In this early stage, the implemented function (github) to write an Numpy array to NetCDF requires the unlimited time dimension to be the first, followed by the range/bin dimension, and the channel dimension.
This needs to be aligned with the data standard.
3.4.4 - Fitting EK80 FM data into the gridded structure
The EK80 raw format stores the raw sample data and allows for more processing. The volume backscattering (or Target Strength) compressed over the operational frequency band at each sample can directly follow the proposed structure of EK60 and EK80 CW.
Volume backscattering (or Target Strength) as a function of frequency (frequency index m) requires additional processing, which is not implemented in echoPype. There are also choices made in the processing that have implications (e.g. length/distance of the FFT window). There are a few possibilities to do this.
Converting complex data to sv at centre frequency. This is the simplest option, but it does not take advantage of the extra information in the FM data.
Converting complex data to sv at multiple frequency bands. This will extract some of the information in the FM data. The result will look as multiple CW frequencies.
Converting complex data to continuous sv(f) (or TS(f)) for ranges of samples. But how should the sample ranges be chosen? This could be done for the samples of a single target (fish), or for the depth range of a school.
Using the complex sample data directly in the machine learning step. This could also need all the meta-data used for converting to sv, such as pulse duration, transmit power, calibration data, etc.
The echogram class used in the COGMAR project currently relies on the data being stored as numpy memory maps (see section above). This file format allows the user to read only a small part of a large file, without loading the entire array into memory. The netCDF files will need to be interfaced with the echogram class for the COGMAR pipeline to work.
One option is to convert the data from the netCDF to the COGMAR files. A conversion script can easily be created, using the netCDF4 python package, to read the relevant parts of the netCDF files. This will be a simple first solution to extend the pipeline to other surveys being prepared in the netCDF format.

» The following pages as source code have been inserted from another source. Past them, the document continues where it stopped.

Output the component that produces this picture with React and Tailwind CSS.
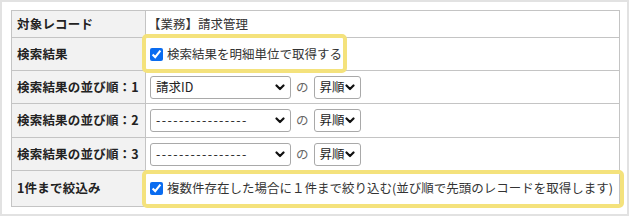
import React from "react";

const font = { fontFamily: '"Noto Sans CJK JP", "Noto Sans", sans-serif' };

function Chevron() {
  return (
    <svg width="10" height="7" viewBox="0 0 10 7" className="shrink-0">
      <path d="M1.5 1.5 L5 5 L8.5 1.5" fill="none" stroke="#111" strokeWidth="2.2" strokeLinecap="round" strokeLinejoin="round" />
    </svg>
  );
}

function Select({ value, width, dashes }) {
  return (
    <div
      className="flex items-center justify-between h-[23px] border border-[#a9a9a9] rounded-[3px] bg-white pl-[5px] pr-[5px]"
      style={{ width }}
    >
      <span className={dashes ? "text-[12.5px] leading-none text-[#222] whitespace-nowrap tracking-[1.4px]" : "text-[12.5px] leading-none text-[#222] whitespace-nowrap"}>{value}</span>
      <Chevron />
    </div>
  );
}

function SortRow({ label, value, h, dashes }) {
  return (
    <tr className={h}>
      <td className="border border-[#c4c4c4] bg-[#f2f2f2] pl-[5px] font-bold text-[12.5px] text-[#222] whitespace-nowrap tracking-[0.2px]">{label}</td>
      <td className="border border-[#c4c4c4] pl-[4px]">
        <div className="flex items-center gap-[5px]">
          <Select value={value} width="141px" dashes={dashes} />
          <span className="text-[12.5px] text-[#666]">の</span>
          <Select value="昇順" width="47px" />
        </div>
      </td>
    </tr>
  );
}

export default function App() {
  return (
    <div className="w-[629px] h-[216px] bg-white" style={font}>
      <div className="relative w-[629px] h-[216px] border-2 border-[#e2e2e2] pl-[9px] pt-[8px]">
        <table className="w-[609px] border-collapse border border-[#b8b8b8] text-[#222]">
          <tbody>
            <tr className="h-[27px]">
              <td className="w-[134px] border border-[#c4c4c4] bg-[#f2f2f2] pl-[5px] font-bold text-[12.5px] whitespace-nowrap tracking-[0.2px]">対象レコード</td>
              <td className="border border-[#c4c4c4] pl-[2px] text-[12.5px] text-[#333]">【業務】請求管理</td>
            </tr>
            <tr className="h-[33px]">
              <td className="border border-[#c4c4c4] bg-[#f2f2f2] pl-[5px] font-bold text-[12.5px] tracking-[0.2px]">検索結果</td>
              <td className="border border-[#c4c4c4] pl-[4px]">
                <label className="flex items-center gap-[4px] text-[12.5px] text-[#333]">
                  <input type="checkbox" defaultChecked className="w-[13px] h-[13px] m-0 accent-[#0a6cf0]" />
                  <span>検索結果を明細単位で取得する</span>
                </label>
              </td>
            </tr>
            <SortRow label="検索結果の並び順：1" value="請求ID" h="h-[33px]" />
            <SortRow label="検索結果の並び順：2" value="----------------" h="h-[34px]" dashes />
            <SortRow label="検索結果の並び順：3" value="----------------" h="h-[33px]" dashes />
            <tr className="h-[36px]">
              <td className="border border-[#c4c4c4] bg-[#f2f2f2] pl-[5px] font-bold text-[12.5px] tracking-[0.2px]">1件まで絞込み</td>
              <td className="border border-[#c4c4c4] pl-[4px]">
                <label className="flex items-center gap-[4px] text-[12.5px] whitespace-nowrap text-[#333]">
                  <input type="checkbox" defaultChecked className="w-[13px] h-[13px] m-0 accent-[#0a6cf0]" />
                  <span>複数件存在した場合に１件まで絞り込む(並び順で先頭のレコードを取得します)</span>
                </label>
              </td>
            </tr>
          </tbody>
        </table>
        <div className="absolute left-[140px] top-[32px] w-[205px] h-[39px] border-4 border-[#f4e27c] rounded-[5px] pointer-events-none" />
        <div className="absolute left-[140px] top-[168px] w-[482px] h-[38px] border-4 border-[#f4e27c] rounded-[5px] pointer-events-none" />
      </div>
    </div>
  );
}
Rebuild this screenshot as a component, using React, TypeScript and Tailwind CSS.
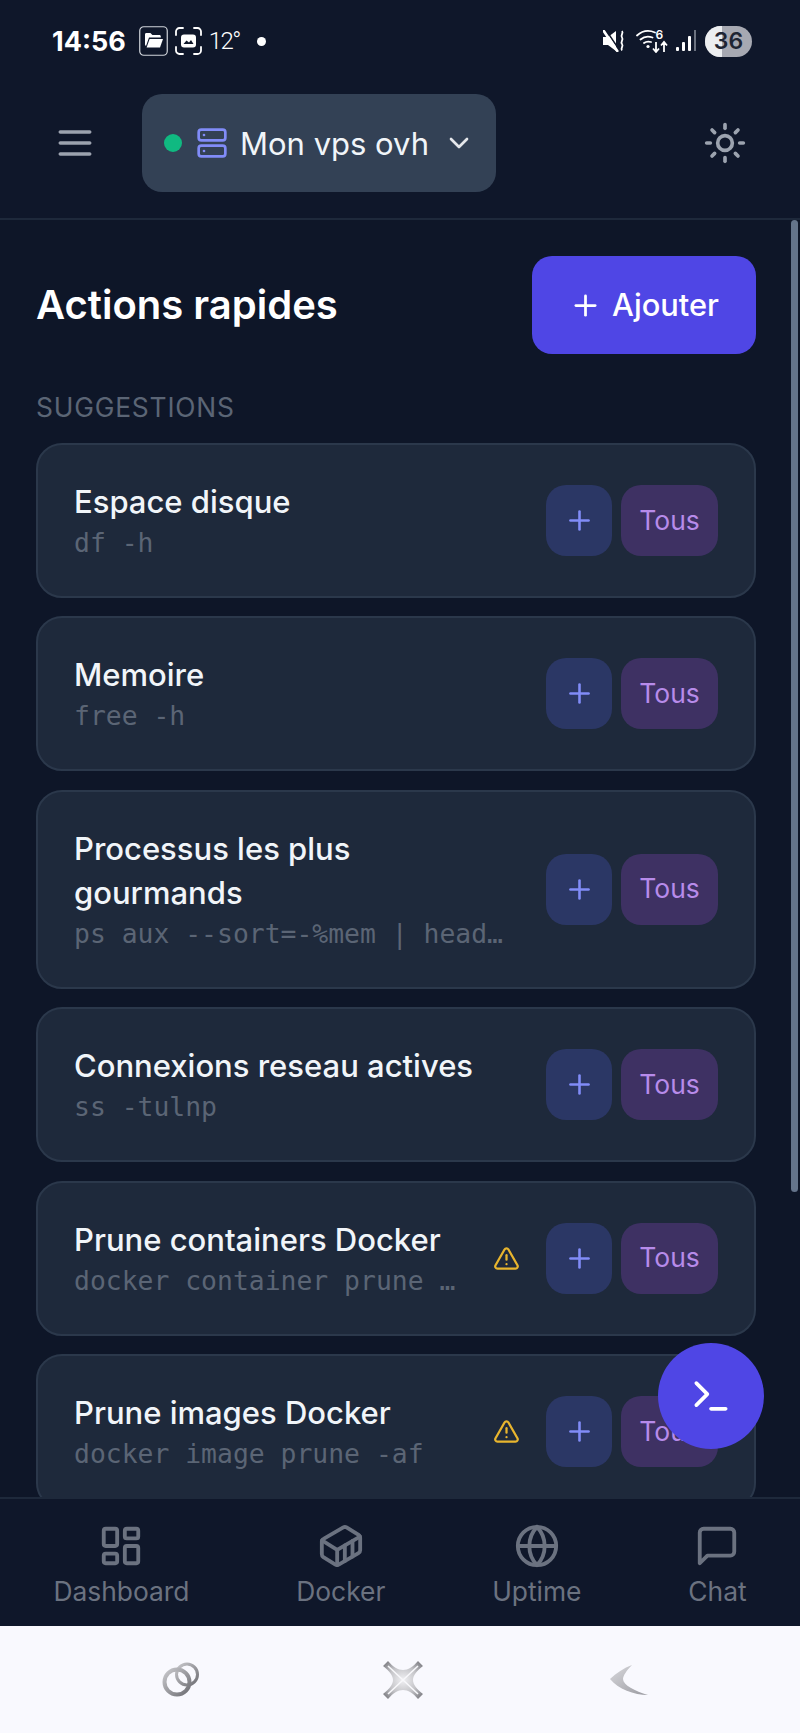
import { ChevronDown, Container, Globe, LayoutDashboard, Plus, Server, Sun, Terminal, TriangleAlert } from "lucide-react";

const items = [
  { name: "Espace disque", cmd: "df -h" },
  { name: "Memoire", cmd: "free -h" },
  { name: "Processus les plus gourmands", cmd: "ps aux --sort=-%mem | head -10" },
  { name: "Connexions reseau actives", cmd: "ss -tulnp" },
  { name: "Prune containers Docker", cmd: "docker container prune -f", warn: true },
  { name: "Prune images Docker", cmd: "docker image prune -af", warn: true },
];

function Card({ name, cmd, warn }: { name: string; cmd: string; warn?: boolean }) {
  return (
    <div className="flex items-center shrink-0 rounded-[26px] border-2 border-[#2b384b] bg-[#1e293b] pl-[36px] pr-[36px] py-[34px]">
      <div className="min-w-0 flex-1 mr-[39px]">
        <div className="mt-[1px] text-[31px] leading-[44px] font-medium text-[#f1f5f9]">{name}</div>
        <div className="-mt-[1px] truncate font-['DejaVu_Sans_Mono',monospace] text-[26.4px] leading-[39px] text-[#5b6575]">{cmd}</div>
      </div>
      {warn && <TriangleAlert size={27} strokeWidth={2} className="text-[#e8b52e] shrink-0 mr-[26px] -ml-[4px]" />}
      <div className="flex gap-[9px] shrink-0">
        <div className="flex h-[71px] w-[66px] items-center justify-center rounded-[20px] bg-[#2b3765] text-[#818cf8]">
          <Plus size={31} strokeWidth={2} />
        </div>
        <div className="flex h-[71px] w-[97px] items-center justify-center rounded-[20px] bg-[#3e3163] text-[26.5px] text-[#b78bea]">Tous</div>
      </div>
    </div>
  );
}

function NavItem({ label, icon }: { label: string; icon: React.ReactNode }) {
  return (
    <div className="flex flex-col items-center text-[#6b7280]">
      <div className="h-[49px] flex items-center">{icon}</div>
      <div className="mt-[3px] text-[26.4px] leading-[36px]">{label}</div>
    </div>
  );
}

function StatusBar() {
  return (
    <div className="flex h-[60px] shrink-0 items-end justify-between pl-[52px] pr-[48px] text-white">
      <div className="flex items-center h-[36px] mb-[1px]">
        <span className="text-[27px] font-bold leading-none">14:56</span>
        <svg className="ml-[13px]" width="29" height="30" viewBox="0 0 29 30" fill="none">
          <rect x="0.75" y="0.75" width="27.5" height="28.5" rx="4" stroke="#d1d5db" strokeWidth="1.2" />
          <path d="M6 8.5c0-.8.6-1.4 1.4-1.4h4l2 2h7c.8 0 1.4.6 1.4 1.4v1H10l-3 8.5H7.4c-.8 0-1.4-.6-1.4-1.4z" fill="#fff" />
          <path d="M10.6 13h13.4l-3 8.5H7.6z" fill="#fff" />
        </svg>
        <svg className="ml-[7px]" width="27" height="28" viewBox="0 0 27 28" fill="none">
          <path d="M1 8V4.5A3.5 3.5 0 0 1 4.5 1H8M19 1h3.5A3.5 3.5 0 0 1 26 4.5V8M26 20v3.500A3.500 3.500 0 0 1 22.500 27H19M8 27H4.500A3.500 3.500 0 0 1 1 23.500V20" stroke="#fff" strokeWidth="1.8" strokeLinecap="round" />
          <rect x="6" y="7.500" width="15" height="13" rx="3" fill="#fff" />
          <path d="M8.500 17l3-3.500 2.500 2 2-2.500 2.500 4z" fill="#0f172a" />
        </svg>
        <span className="ml-[7px] text-[24px] leading-none font-['Roboto',sans-serif] font-light tracking-[-1.5px]">12°</span>
        <span className="ml-[17px] h-[9px] w-[9px] rounded-full bg-white" />
      </div>
      <div className="flex items-center h-[36px] mb-[1px]">
        <svg width="23" height="22" viewBox="0 0 23 22" fill="none">
          <path d="M0 7h5l8-6v20l-8-6H0z" fill="#fff" />
          <path d="M3 0l14 21" stroke="#0f172a" strokeWidth="1.500" />
          <path d="M0.800 1l13.500 20" stroke="#fff" strokeWidth="2.600" strokeLinecap="round" />
          <path d="M19 1c2 2.500-2 4 0 6.500s-2 4 0 6.500-2 4 0 6.500" stroke="#fff" strokeWidth="1.800" />
        </svg>
        <svg className="ml-[10px]" width="33" height="24" viewBox="0 0 33 24" fill="none">
          <path d="M1 6.500C6 2 13 1 19 3.500M4.500 10.500c3.500-3 8-3.500 12-2M8 14c2-1.500 4.500-1.800 7-1" stroke="#fff" strokeWidth="1.800" strokeLinecap="round" />
          <circle cx="12" cy="17.500" r="1.600" fill="#fff" />
          <path d="M20 13v10M17 19.500l3 3.500 3-3.500M28 23v-10M25 16.500l3-3.500 3 3.500" stroke="#fff" strokeWidth="1.800" />
          <text x="19.500" y="10" fill="#fff" fontSize="12" fontFamily="Inter, sans-serif" fontWeight="600">6</text>
        </svg>
        <svg className="ml-[7px]" width="20" height="22" viewBox="0 0 20 22">
          <rect x="0" y="17" width="3" height="4" rx="1" fill="#fff" />
          <rect x="6" y="12" width="3" height="9" rx="1" fill="#fff" />
          <rect x="12" y="6" width="3" height="15" rx="1" fill="#fff" />
          <rect x="18" y="0" width="2" height="21" fill="#6b7280" />
        </svg>
        <div className="relative ml-[9px] flex h-[31px] w-[47px] items-center justify-center overflow-hidden rounded-full bg-[#a7a9b2]">
          <div className="absolute inset-y-0 left-0 w-[17px] bg-[#eceef0]" />
          <span className="relative text-[23px] font-semibold leading-none text-[#1f2533]">36</span>
        </div>
      </div>
    </div>
  );
}

export default function App() {
  return (
    <div className="flex h-[1733px] w-[800px] flex-col overflow-hidden bg-[#0f172a] font-['Inter',sans-serif]">
      <StatusBar />
      <header className="flex h-[160px] shrink-0 items-start justify-between border-b-2 border-[#1e293b] pl-[53px] pr-[53px] pt-[34px]">
        <div className="flex items-center">
          <svg className="text-[#9ca3af]" width="44" height="44" viewBox="0 0 24 24" fill="none" stroke="currentColor" strokeWidth="2" strokeLinecap="round">
            <path d="M4 6h16M4 12h16M4 18h16" />
          </svg>
          <div className="ml-[45px] flex h-[98px] w-[354px] items-center rounded-[20px] bg-[#334155] pl-[22px]">
            <span className="h-[18px] w-[18px] rounded-full bg-[#10b981]" />
            <Server size={32} strokeWidth={2} className="ml-[14px] text-[#818cf8]" />
            <span className="ml-[12px] text-[31px] leading-none text-[#f1f5f9]">Mon vps ovh</span>
            <ChevronDown size={32} strokeWidth={2} className="ml-[14px] text-[#e5e7eb]" />
          </div>
        </div>
        <div className="mt-[27px] text-[#9ca3af]"><Sun size={44} strokeWidth={2} /></div>
      </header>
      <main className="relative min-h-0 flex-1 overflow-hidden bg-[#0e1628] pl-[36px] pr-[44px] pt-[36px]">
        <div className="flex items-center justify-between">
          <h1 className="text-[40px] font-semibold leading-none text-white">Actions rapides</h1>
          <div className="flex h-[98px] w-[224px] items-center justify-center rounded-[20px] bg-[#4f46e5] text-[30.8px] font-medium text-white">
            <Plus size={33} strokeWidth={2} className="mr-[10px]" />
            Ajouter
          </div>
        </div>
        <div className="mt-[36px] mb-[18px] text-[26.4px] leading-[35px] tracking-[0.8px] text-[#5b6575]">SUGGESTIONS</div>
        <div className="flex flex-col gap-[18.4px]">
          {items.map((it) => (
            <Card key={it.name} {...it} />
          ))}
        </div>
        <div className="absolute right-[2px] top-0 h-[972px] w-[7px] rounded-full bg-[#64748b]" />
        <div className="absolute right-[36px] bottom-[48px] flex h-[106px] w-[106px] items-center justify-center rounded-full bg-[#4f46e5] text-white">
          <Terminal size={44} strokeWidth={2} />
        </div>
      </main>
      <nav className="flex h-[129px] shrink-0 items-start justify-around border-t-2 border-[#1e293b] bg-[#0f172a] pt-[22px]">
        <NavItem label="Dashboard" icon={<LayoutDashboard size={46} strokeWidth={2} />} />
        <NavItem label="Docker" icon={<Container size={46} strokeWidth={2} />} />
        <NavItem label="Uptime" icon={<Globe size={46} strokeWidth={2} />} />
        <NavItem
          label="Chat"
          icon={
            <svg width="46" height="46" viewBox="0 0 24 24" fill="none" stroke="currentColor" strokeWidth="2" strokeLinecap="round" strokeLinejoin="round">
              <path d="M21 15a2 2 0 0 1-2 2H7l-4 4V5a2 2 0 0 1 2-2h14a2 2 0 0 1 2 2z" />
            </svg>
          }
        />
      </nav>
      <div className="relative flex h-[107px] shrink-0 items-center bg-[#f9f9fe]">
        <svg className="ml-[162px]" width="37" height="35" viewBox="0 0 37 35" fill="none">
          <defs>
            <linearGradient id="s1" x1="0" y1="0" x2="1" y2="1">
              <stop offset="0" stopColor="#c8c8cc" />
              <stop offset="1" stopColor="#6f6f74" />
            </linearGradient>
          </defs>
          <circle cx="25" cy="12.500" r="10.500" stroke="url(#s1)" strokeWidth="3" />
          <circle cx="15" cy="20" r="12.500" stroke="url(#s1)" strokeWidth="4" />
        </svg>
        <svg className="ml-[181px]" width="46" height="42" viewBox="0 0 46 42">
          <defs>
            <radialGradient id="s2" cx="0.5" cy="0.5" r="0.6">
              <stop offset="0" stopColor="#f0f0f3" />
              <stop offset="0.6" stopColor="#c4c4c8" />
              <stop offset="1" stopColor="#88888d" />
            </radialGradient>
          </defs>
          <path d="M3 7L8 2C13 8 18 11 23 11S33 8 38 2L43 7C37 12 33 16 33 21S37 30 43 35L38 40C33 34 28 31 23 31S13 34 8 40L3 35C9 30 13 26 13 21S9 12 3 7z" fill="url(#s2)" />
          <path d="M8 7L38 35M38 7L8 35" stroke="#f8f8fb" strokeWidth="1.600" />
        </svg>
        <svg className="ml-[184px]" width="38" height="30" viewBox="0 0 38 30">
          <defs>
            <linearGradient id="s3" x1="0" y1="0" x2="1" y2="1">
              <stop offset="0" stopColor="#d9d9dd" />
              <stop offset="1" stopColor="#9a9aa0" />
            </linearGradient>
          </defs>
          <path d="M22 0C16 6 13 11 13 14c0 6 12 12 25 16C24 30 8 24 0 14 6 8 14 3 22 0z" fill="url(#s3)" />
        </svg>
      </div>
    </div>
  );
}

Another option is to rewrite the echogram class and read the netCDF files directly during training. The echogram class is used to repeatedly fetch small subsets (contiguous ping-range patches) of the echogram for the training of a neural network. The netCDF allows subsetting, but the access speed must be evaluated. To avoid slowing down the training, this task needs to run quickly and be memory efficient. Instead of using the netCDF4 python package, the xarray python package seems to be a better option. This option needs to be tested.
Being integrated with Dask, xarray allows computations on a dataset similarly to a numpy memory map, i.e. there is no need to load the entire array into memory in order to access a subset. The array is divided into smaller chunks, where the shape of the chunks is determined by the user. Selected chunks may be loaded into memory in an explicit conversion step. The chunk shape may be selected so that it matches the patch size currently used in the training of the neural network. The patch selection could be rewritten so that only one chunk is loaded when selecting a patch. Alternatively, the patch selection may be kept as is, as loading multiple chunks into memory should not affect the performance much.
Brautaset, O., Waldeland, A. U., Johnsen, E., Malde, K., Eikvil, L., Salberg, A.-B., and Handegard, N. O. 2020. Acoustic classification in multifrequency echosounder data using deep convolutional neural networks. ICES Journal of Marine Science, 77: 1391–1400.
Korneliussen, R. (Ed). 2018. Acoustic target classification. ICES Cooperative Research Report, No. 344: 104pp.